In this study, the synergetic strengthening of the TWIP-IF layered steel sheet was investigated by analyzing load partitioning behavior and dislocation density evolution using an in situ neutron diffraction tensile test. As a result, it was determined that three-step partitioning occurs in the TWIP-IF layered steel sheet during tensile deformation. The load partitioning at the TWIP-IF steel interface induces plastic strain incompatibility and extra-dislocation accumulation occurs in the layered steel. The in situ neutron diffraction tensile test reveals that the dislocation density of both TWIP-steel core and IF-steel sheath is larger than that of monolithic TWIP and IF steel. Moreover, regarding the large strain, the difference in the dislocation density between the layered and monolithic steel does not change due to the saturation of dislocations accumulated at the TWIP-IF steel interface. The extra-dislocation accumulation is correlated with the back-stress evolution, which shows that the back-stress evolves early in the plastic strain process and has little effect over the large strain. This back-stress provides extra-strength to the TWIP-IF layered steel and the strength of TWIP-IF layered steel is larger than the strength estimated by the rule-of-mixtures.

Methods

Sample preparation

The TWIP-IF steel layered sheet was manufactured by POSCO. To adjust the 1(IF): 2(TWIP): 1(IF) thickness stacking ratio of the layered steel sheet, the 20 mm-thick TWIP (core) steel and 10 mm-thick IF (sheath) steel plates were bonded by welding along the edge of the plates. The stacked steel sheet was homogenization treated at 1200 °C for 1 h and hot rolled from 40 to 2.5 mm thickness with a 900–1100 °C temperature regime. After the hot rolling process, the sheet was cold-rolled from 2.5 to 1 mm thickness and then annealed at 820 °C for 30 s. To compare with the layered steel sheet, the same manufacturing condition was applied to the monolithic steels.

Mechanical testing

The mechanical properties of the layered steel sheet were evaluated using the tensile tests. The plates were machined to get 5 mm-gage length plate-type sub-sized tensile specimens. The tensile tests were conducted using a universal testing machine (Instron 1361, Instron Corp., Canton, MA, USA) at room temperature with 1 × 10−3 s−1 quasi-static strain rate. For accurate strain measurement, digital image correlation (DIC: ARAMIS v 6.1, GOM Optical Measuring Techniques, Germany) was employed with a white-black speckled pattern on the surface of the tensile specimen35.

EBSD analysis

To evaluate the initial microstructure of the TWIP-IF steel layered sheets, EBSD (Hikari, EDAX, USA) analysis was conducted. The EBSD samples were prepared using mechanical (SiC paper) and colloidal (0.04 μm silica) polishing. The step size was 120 nm for each sample and a minimum confidence index (CI) value of 0.09 was set to obtain reliable results.
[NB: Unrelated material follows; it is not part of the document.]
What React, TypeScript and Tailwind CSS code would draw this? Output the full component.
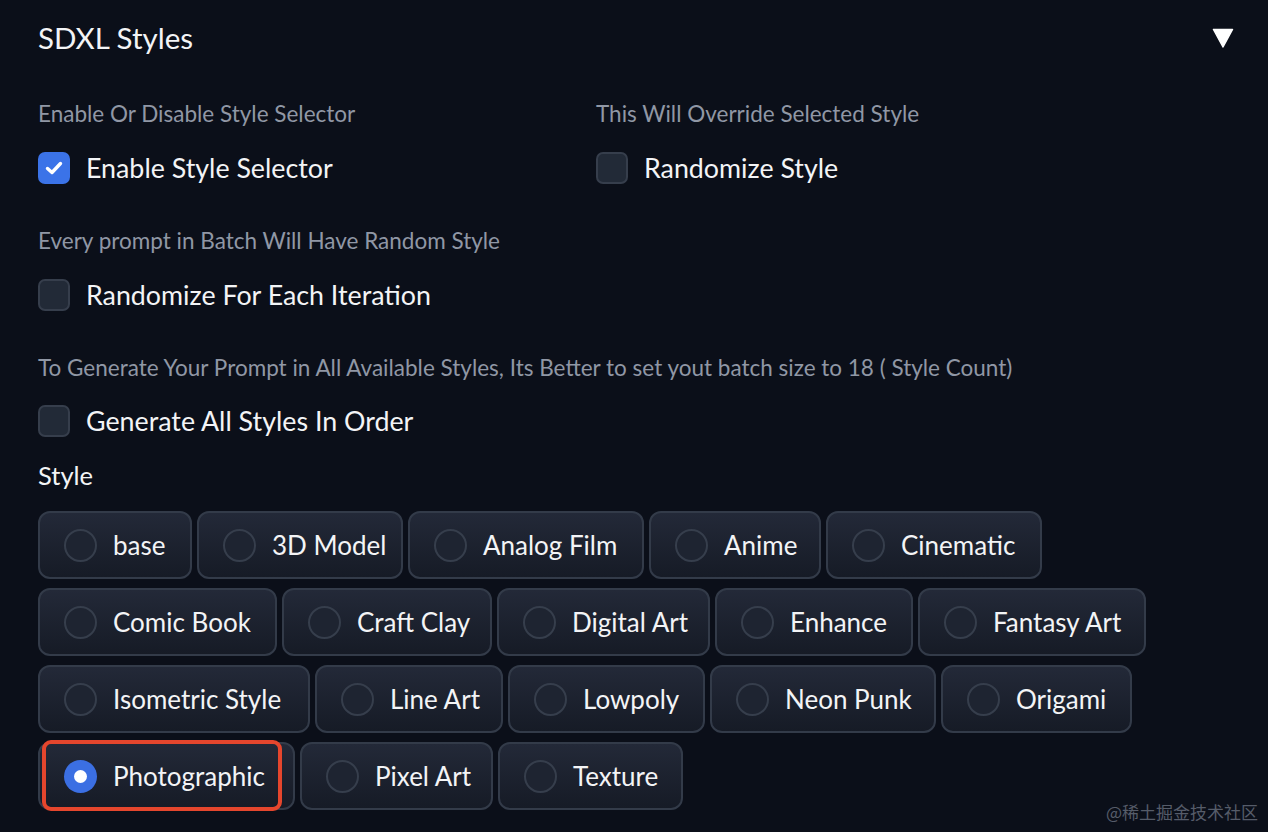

The EBSD analysis results were post-processed using TSL OIM Analysis 7 software.

In situ neutron diffraction tensile test

In situ neutron diffraction analysis has been conducted to measure εhkl and the dislocation density of the TWIP-IF steel-layered sheet during tensile deformation. The in situ neutron diffraction tensile test was performed at the engineering materials diffractometer (BL-19, TAKUMI) in the Materials and Life Science Experimental Facility (MLF) of the Japan Proton Accelerator Research Complex (J-PARC). The detailed information for this facility is provided in ref.36. Radial collimators for 3 mm gauge width was imported to cover the all of sample gauge thickness. The normal direction (ND) patterns in the axial and transversal directions were measured simultaneously using two detector banks as illustrated in Fig. S2 (See the Supplementary Material). An in situ tensile tests weere conducted at room temperature with a strain rate of 1 × 10−3 s−137. The stress-strain curves from the in situ tensile test are represented in Fig. S3 (See the Supplementary Material). To obtain reliable data, diffraction peaks were measured for each 50 MPa spacing (during elastic deformation) and 5% elongation spacing (during plastic deformation) within 20 minutes. The diffraction peaks are represented in Fig. S4 (See the Supplementary Material). The peak position and FWHM of the diffraction peaks were fitted using Rietveld refinement with a Z-Rietveld software38. To exclude the instrumental effect from the diffraction peaks, the diffraction pattern of LaB6 standard reference material was measured and implemented during the peak profile analysis.